Stephen King Goes off on Stanley Kubrick's THE SHINING Again
It's no secret that Stephen King isn't a big fan of Stanley Kubrick's adaptation of The Shining. He has voiced his opinion in the past, and after all these years he continues to talk about how much he doesn't like the classic horror film. King is my favorite author and The Shining is one of my favorite books. Kubrick's adaptation is also one of my favorite horror films. I appreciate each of them for what they are. King just can't stand it, and he sat down with Rolling Stone for an interview recently where they started discussing the 1980 classic. King made his hatred for Kubrick's Shining very clear, saying,
"I don't get it. But there are a lot of things that I don't get. But obviously people absolutely love it, and they don't understand why I don't. The book is hot, and the movie is cold; the book ends in fire, and the movie in ice. In the book, there's an actual arc where you see this guy, Jack Torrance, trying to be good, and little by little he moves over to this place where he's crazy. And as far as I was concerned, when I saw the movie, Jack was crazy from the first scene. I had to keep my mouth shut at the time. It was a screening, and Nicholson was there. But I'm thinking to myself the minute he's on the screen, 'Oh, I know this guy. I've seen him in five motorcycle movies, where Jack Nicholson played the same part.' And it's so misogynistic. I mean, Wendy Torrance is just presented as this sort of screaming dishrag. But that's just me, that's the way I am."

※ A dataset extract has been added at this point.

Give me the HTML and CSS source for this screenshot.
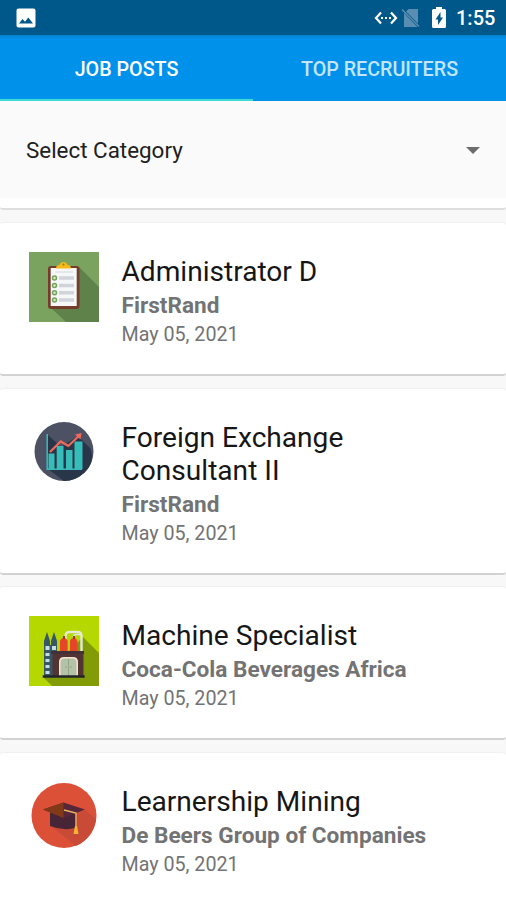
FILE: index.html
```html
<!DOCTYPE html>
<html lang="en">
<head>
<meta charset="utf-8">
<title>Job Posts</title>
<link rel="stylesheet" href="styles.css">
</head>
<body>
<header class="status">
  <svg class="picture" viewBox="0 0 20 20"><rect x=".5" y=".5" width="19" height="19" rx="2" fill="#fff"/><path d="M3 15.500 6.500 11l2.500 2.800L12.300 9.500 17 15.500z" fill="#005789"/></svg>
  <div class="status-right">
    <svg class="ethernet" viewBox="0 0 24 14"><path d="M7 1.500 2 7l5 5.500M17 1.500 22 7l-5 5.500" fill="none" stroke="#fff" stroke-width="2.200"/><path d="M7 6h2v2H7zM11 6h2v2h-2zM15 6h2v2h-2z" fill="#fff"/></svg>
    <svg class="nosim" viewBox="0 0 20 20"><path d="M7.500 1H17v14.500L5 3.500zM3 5v14h13.500z" fill="#5a8db2"/><path d="M1 1.500 18 18.500" stroke="#5a8db2" stroke-width="1.400"/></svg>
    <svg class="battery" viewBox="0 0 14 21"><path d="M4 0h6v2h2.500q1.500 0 1.500 1.500v16q0 1.500-1.500 1.500h-11Q0 21 0 19.500v-16Q0 2 1.500 2H4z" fill="#fff"/><path d="M8.500 5 3.500 12.500H6V18l5-7.500H8.500z" fill="#005789"/></svg>
    <span class="clock">1:55</span>
  </div>
</header>
<nav class="tabs">
  <div class="tab active"><span>JOB POSTS</span></div>
  <div class="tab"><span>TOP RECRUITERS</span></div>
</nav>
<main>
  <section class="filter">
    <div class="select"><span>Select Category</span><i class="arrow"></i></div>
  </section>
  <article class="card">
    <svg class="thumb" viewBox="0 0 72 72">
      <path d="M1 1h70v70H1z" fill="#79a35e"/><path d="M51 16 71 36v35H38L22 56z" fill="#5f824b"/>
      <rect x="20" y="15" width="31.500" height="43" rx="3" fill="#743c2b"/><path d="M22.700 17h26v38h-26z" fill="#f6f7f9"/>
      <path d="M28 17.500q0-3.500 3.500-3.500 1-3 4-3t4 3q3.500 0 3.500 3.500z" fill="#f6b91b"/><circle cx="35.500" cy="13.500" r="1" fill="#9a7628"/>
      <path d="M27 21h18" stroke="#d4d7dc" stroke-width="1"/>
      <path d="M31 27h15M31 34.500h15M31 41.800h15M31 49h15" stroke="#d2d4dc" stroke-width="3.400"/>
      <g fill="#d8eccb" stroke="#73a35b" stroke-width="1.500"><circle cx="26.500" cy="27" r="2"/><circle cx="26.500" cy="34.500" r="2"/><circle cx="26.500" cy="41.800" r="2"/><circle cx="26.500" cy="49" r="2"/></g>
    </svg>
    <div class="info"><h2>Administrator D</h2><h3>FirstRand</h3><time>May 05, 2021</time></div>
  </article>
  <article class="card">
    <svg class="thumb" viewBox="0 0 72 72">
      <circle cx="36" cy="35.500" r="29.500" fill="#4c5163"/>
      <path d="M20 19 33 31 50 20l12 12q6 14-6 25-9 8-20 8l-16-12z" fill="#293548"/>
      <path d="M19.200 18v35.300H54" fill="none" stroke="#37bdb9" stroke-width="1.500"/>
      <path d="M20.500 37.500h6V53h-6zM28.700 30h6.800v23h-6.800zM38 34h6.500v19H38zM46.500 25.500h8V53h-8z" fill="#37bdb9"/>
      <path d="m22 36 10.700-10.500 7.600 4.500 10.500-10" fill="none" stroke="#ee6a5c" stroke-width="2.200"/><path d="m47 18.500 6.500-1.500-1 6.500z" fill="#ee6a5c"/>
    </svg>
    <div class="info"><h2>Foreign Exchange Consultant II</h2><h3>FirstRand</h3><time>May 05, 2021</time></div>
  </article>
  <article class="card">
    <svg class="thumb" viewBox="0 0 72 72">
      <path d="M1 1h70v70H1z" fill="#b4d800"/><path d="M55 22 71 38v33H24l-9-9z" fill="#829c08"/>
      <path d="M37.500 24v-3q0-4 4-4h8q4 0 4 4v16" fill="none" stroke="#e4ead7" stroke-width="2.400"/><path d="M45.500 22q0-2.500 3-2.500h4" fill="none" stroke="#e4ead7" stroke-width="1.600"/>
      <path d="M16 62V26l3-9 3 9v4h1v-4l3-9 3 9v36z" fill="#375767"/>
      <path d="M17.500 31h4v4h-4zM24 31h4v4h-4zM17.500 38h4v3h-4zM17.500 44h4v3h-4zM17.500 50h4v3h-4zM17.500 56h4v3h-4z" fill="#cbdde4"/>
      <path d="M32 37V26q1-3 3.800-3t3.800 3v11zM42 37V26q1-3 3.700-3t3.700 3v11z" fill="#e64529"/><path d="M35 21h2v3h-2zM45 21h2v3h-2z" fill="#a52f28"/>
      <path d="M24.500 38h31v24h-31z" fill="#543335"/><path d="M23 36h33v3H23z" fill="#433038"/>
      <path d="M31 61V47q0-5 5-5h9q5 0 5 5v14z" fill="#f4e3cf"/><path d="M32.500 61V48q0-4.500 4-4.500h8q4 0 4 4.500v13z" fill="#b4c3a8"/><path d="M40.500 44v17M37 52h2M42 52h2" stroke="#899b80" stroke-width=".8"/>
      <path d="M14.700 60.300h42v2.500h-42z" fill="#22262b"/>
    </svg>
    <div class="info"><h2>Machine Specialist</h2><h3>Coca-Cola Beverages Africa</h3><time>May 05, 2021</time></div>
  </article>
  <article class="card last">
    <svg class="thumb" viewBox="0 0 72 72">
      <circle cx="36" cy="35.500" r="32.500" fill="#dc5038"/><path d="m57 30 11 9q-3 19-20 27L23 46z" fill="#c94a36"/>
      <path d="M22 33v13q13 5 25.500 2V33z" fill="#472536"/><path d="m15 29.500 20.500-7L57 29.500 36 38z" fill="#57263a"/><path d="m15 29.500 20.500-7V38z" fill="#823917"/>
      <path d="m36 30 12 3v14" fill="none" stroke="#e8b660" stroke-width="1.300"/><path d="M47 46h2l1.500 8h-5z" fill="#f4b534"/>
    </svg>
    <div class="info"><h2>Learnership Mining</h2><h3>De Beers Group of Companies</h3><time>May 05, 2021</time></div>
  </article>
</main>
</body>
</html>
```
FILE: styles.css
```css
* { box-sizing: border-box; }
body { margin: 0; width: 506px; height: 900px; overflow: hidden; background: #f8f8f8; font-family: Roboto, sans-serif; }
svg { display: block; flex: none; }
.status { height: 35px; padding: 0 10px 0 16px; display: flex; align-items: center; justify-content: space-between; background: #005789; color: #fff; }
.picture { width: 20px; height: 20px; }
.status-right { display: flex; align-items: center; }
.ethernet { width: 24px; height: 14px; margin-right: -1px; }
.nosim { width: 20px; height: 20px; margin-left: 4px; }
.battery { width: 14px; height: 21px; margin-left: 11px; }
.clock { margin-left: 10px; padding-top: 1px; font-size: 20px; font-weight: 500; line-height: 34px; width: 40px; white-space: nowrap; }
.tabs { height: 66px; display: flex; background: linear-gradient(#0580ce, #0091ea 4px); }
.tab { flex: 1; display: flex; align-items: center; justify-content: center; padding-top: 4px; border-bottom: 2px solid transparent; color: #c4e5fa; font-size: 19.700px; font-weight: 500; }
.active { color: #fff; border-color: #3cdbd5; }
.filter { height: 109px; margin-bottom: 13px; background: #fff; border-bottom: 2px solid #dedede; border-radius: 0 0 3px 3px; }
.select { height: 97px; padding: 1px 26px 0; display: flex; align-items: center; justify-content: space-between; background: #fafafa; color: #202020; font-size: 22.400px; }
.arrow { border: 7px solid transparent; border-top-color: #6c6c6c; border-bottom: 0; }
.card { display: flex; min-height: 153px; margin-bottom: 12.500px; padding: 28px 20px 26px 27.500px; background: #fff; border-radius: 3px; border-bottom: 2px solid #d2d2d2; box-shadow: 0 -1px 1px #efefef; }
.last { border: 0; margin: 0; }
.thumb { width: 72px; height: 72px; margin-top: -.5px; }
.info { margin-left: 22px; padding-top: 4px; width: 310px; }
h2, h3 { margin: 0; white-space: nowrap; }
h2 { width: 260px; font-size: 28.100px; font-weight: 400; line-height: 33px; color: #161616; white-space: normal; }
h3 { margin-top: 4px; font-size: 22.600px; font-weight: 700; line-height: 28px; color: #737373; }
time { display: block; margin-top: 2px; font-size: 19.700px; line-height: 26px; color: #737373; }
```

Damn. That last statement about the character Wendy is similar to a previous statement he made saying, "Shelley Duvall as Wendy is really one of the most misogynistic characters ever put on film, she’s basically just there to scream and be stupid and that’s not the woman that I wrote about." I can see his point there.
Then when asked asked if he could recognize that even though the movie wasn't the best adaptation of his book, but a good film regardless, he replied,
No. I never saw it that way at all. And I never see any of the movies that way. The movies have never been a big deal to me. The movies are the movies. They just make them. If they're good, that's terrific. If they're not, they're not. But I see them as a lesser medium than fiction, than literature, and a more ephemeral medium."
I enjoy books and movies all the same, but I probably don't read as much as I should these days. As for what his favorite film adaptation of one of his books is, he says,
"Probably Stand by Me. I thought it was true to the book, and because it had the emotional gradient of the story. It was moving. I think I scared the shit out of Rob Reiner. He showed it to me in the screening room at the Beverly Hills Hotel. I was out there for something else, and he said, 'Can I come over and show you this movie?' And you have to remember that the movie was made on a shoestring. It was supposed to be one of those things that opened in six theaters and then maybe disappeared. And instead it went viral. When the movie was over, I hugged him because I was moved to tears, because it was so autobiographical."
I don't think anyone will ever be able to convince King that The Shining is good movie. But at least he's a fan of another classic that we all love.